Diabetes mellitus, first described over 2000 years ago, is defined by an abnormally elevated blood glucose concentration. Current estimates suggest that 21 million Americans are afflicted, with devastating and expensive consequences for the affected individual and our society. The body lowers blood glucose concentrations by secreting the hormone insulin which promotes glucose movement into cells. In approximately 10% of cases, the individual develops the disease (called type 1 diabetes or T1D) because their immune system has destroyed their body's only insulin-secreting cells (“beta cells” located within pancreatic cell clusters called the islets of Langerhans). Revolutionary treatment advances in the last century have allowed subjects once facing certain and imminent death to often lead full productive lives. Current research focuses on understanding the autoimmune process causing the beta cell death, the beta cells' response to that autoimmune attack, and efforts to generate replacement beta cells for transplant-based therapy.
David Harlan is a Branch Chief at the National Institute of Diabetes and Digestive and Kidney Diseases (NIDDK) in the National Institutes of Health. His areas of research interest are autoimmune illnesses - especially type 1 diabetes mellitus - and immune tolerance mechanisms. From 1999-2003, he served as head of the NIDDK Transplantation and Autoimmunity Branch and more recently as head of the NIDDK's Diabetes Branch.

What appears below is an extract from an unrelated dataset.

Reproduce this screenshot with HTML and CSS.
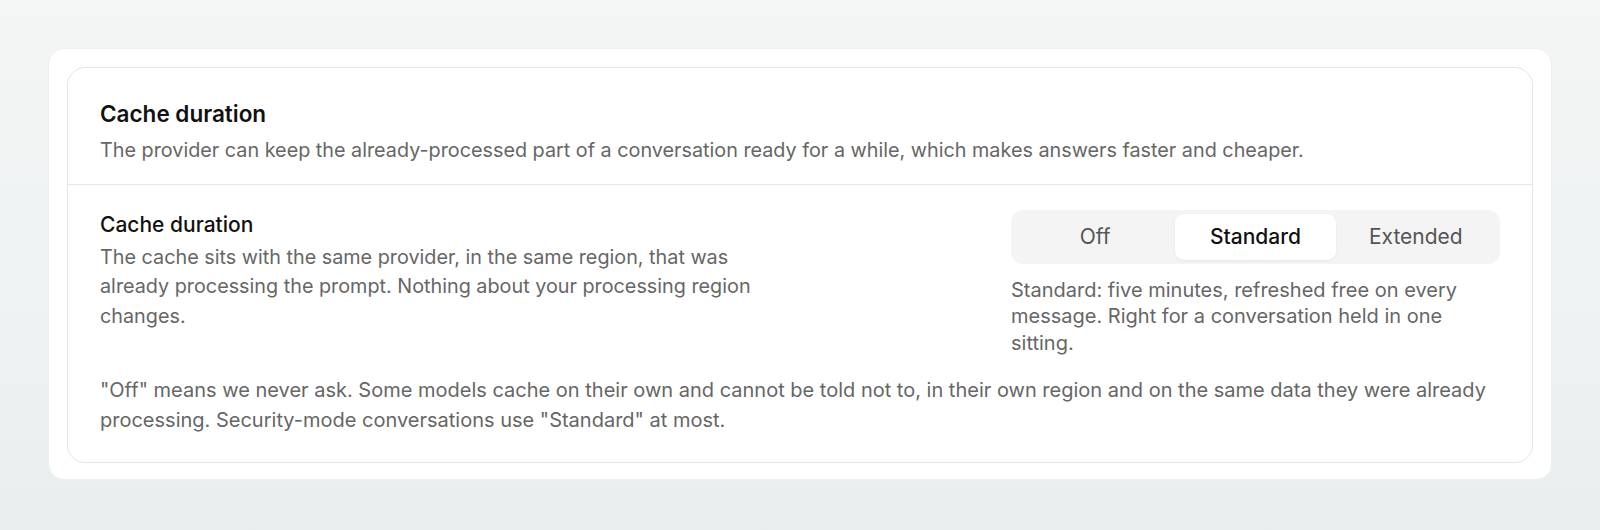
FILE: index.html
```html
<!DOCTYPE html>
<html lang="en">
<head>
<meta charset="utf-8">
<title>Cache duration</title>
<link rel="stylesheet" href="styles.css">
</head>
<body>
  <main class="page">
    <div class="shell">
      <section class="card">
        <header class="card-head">
          <h2 class="card-title">Cache duration</h2>
          <p class="card-desc">The provider can keep the already-processed part of a conversation ready for a while, which makes answers faster and cheaper.</p>
        </header>
        <div class="card-body">
          <div class="setting-row">
            <div class="setting-text">
              <h3 class="setting-label">Cache duration</h3>
              <p class="setting-desc">The cache sits with the same provider, in the same region, that was already processing the prompt. Nothing about your processing region changes.</p>
            </div>
            <div class="setting-control">
              <div class="segmented" role="radiogroup">
                <button class="seg" type="button">Off</button>
                <button class="seg seg-active" type="button">Standard</button>
                <button class="seg" type="button">Extended</button>
              </div>
              <p class="seg-hint">Standard: five minutes, refreshed free on every message. Right for a conversation held in one sitting.</p>
            </div>
          </div>
          <p class="note">"Off" means we never ask. Some models cache on their own and cannot be told not to, in their own region and on the same data they were already processing. Security-mode conversations use "Standard" at most.</p>
        </div>
      </section>
    </div>
  </main>
</body>
</html>
```

FILE: styles.css
```css
* { box-sizing: border-box; }

html, body {
  margin: 0;
  padding: 0;
}

body {
  min-height: 530px;
  font-family: Inter, "Noto Sans", "Liberation Sans", sans-serif;
  background: linear-gradient(180deg, #f4f5f5 0%, #eef2f2 60%, #e8eeee 100%);
  color: #111;
}

.page {
  padding: 48px;
}

.shell {
  background: #ffffff;
  border: 1px solid #eef0f0;
  border-radius: 16px;
  padding: 18px 18px 16px;
}

.card {
  border: 1px solid #e4e4e4;
  border-radius: 18px;
  background: #fff;
}

.card-head {
  padding: 31px 32px 18px;
  border-bottom: 1px solid #e6e6e6;
}

.card-title {
  margin: 0;
  font-size: 22.5px;
  line-height: 30px;
  font-weight: 600;
  color: #111;
}

.card-desc {
  margin: 7px 0 0;
  font-size: 19.8px;
  line-height: 29.6px;
  color: #666;
}

.card-body {
  padding: 25px 32px 26px;
}

.setting-row {
  display: flex;
  justify-content: space-between;
  align-items: flex-start;
  gap: 48px;
}

.setting-text {
  max-width: 680px;
}

.setting-label {
  margin: 0;
  font-size: 21px;
  line-height: 29px;
  font-weight: 500;
  color: #111;
}

.setting-desc {
  margin: 4px 0 0;
  font-size: 19.8px;
  line-height: 29.6px;
  color: #666;
}

.setting-control {
  flex: 0 0 489px;
}

.segmented {
  display: grid;
  grid-template-columns: repeat(3, 1fr);
  padding: 4px;
  background: #f4f4f4;
  border-radius: 12px;
}

.seg {
  height: 46px;
  border: 0;
  background: transparent;
  border-radius: 9px;
  font-family: inherit;
  font-size: 21px;
  font-weight: 400;
  color: #555;
  cursor: pointer;
}

.seg-active {
  background: #fff;
  color: #111;
  font-weight: 500;
  box-shadow: 0 1px 3px rgba(0, 0, 0, 0.06);
}

.seg-hint {
  margin: 13px 0 0;
  max-width: 480px;
  font-size: 20px;
  line-height: 26.6px;
  color: #666;
}

.note {
  margin: 20px 0 0;
  font-size: 20px;
  line-height: 29.6px;
  color: #666;
}
```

He earned his Bachelor of Science degree at the University of Michigan and his medical degree at Duke University. He completed his postgraduate training in internal medicine and endocrinology at Duke. He has held academic medical appointments at the University of California, San Diego, Duke University, and, since 1992, Uniformed Services University of Health Sciences, where he is now Professor of Medicine.
He is a member of several scientific societies and a reviewer for scientific journals. He has published more than 100 scientific manuscripts and chapters. He received the Frank Brown Berry Prize for Federal Medicine in 1997 and the U.S. Navy Legion of Merit in 2000. He served as Ray A. Kroc and Robert L. Kroc Visiting Professor at Stanford University in 2005. In 2006, he received the U.S. Public Health Service Physician Researcher of the Year Award.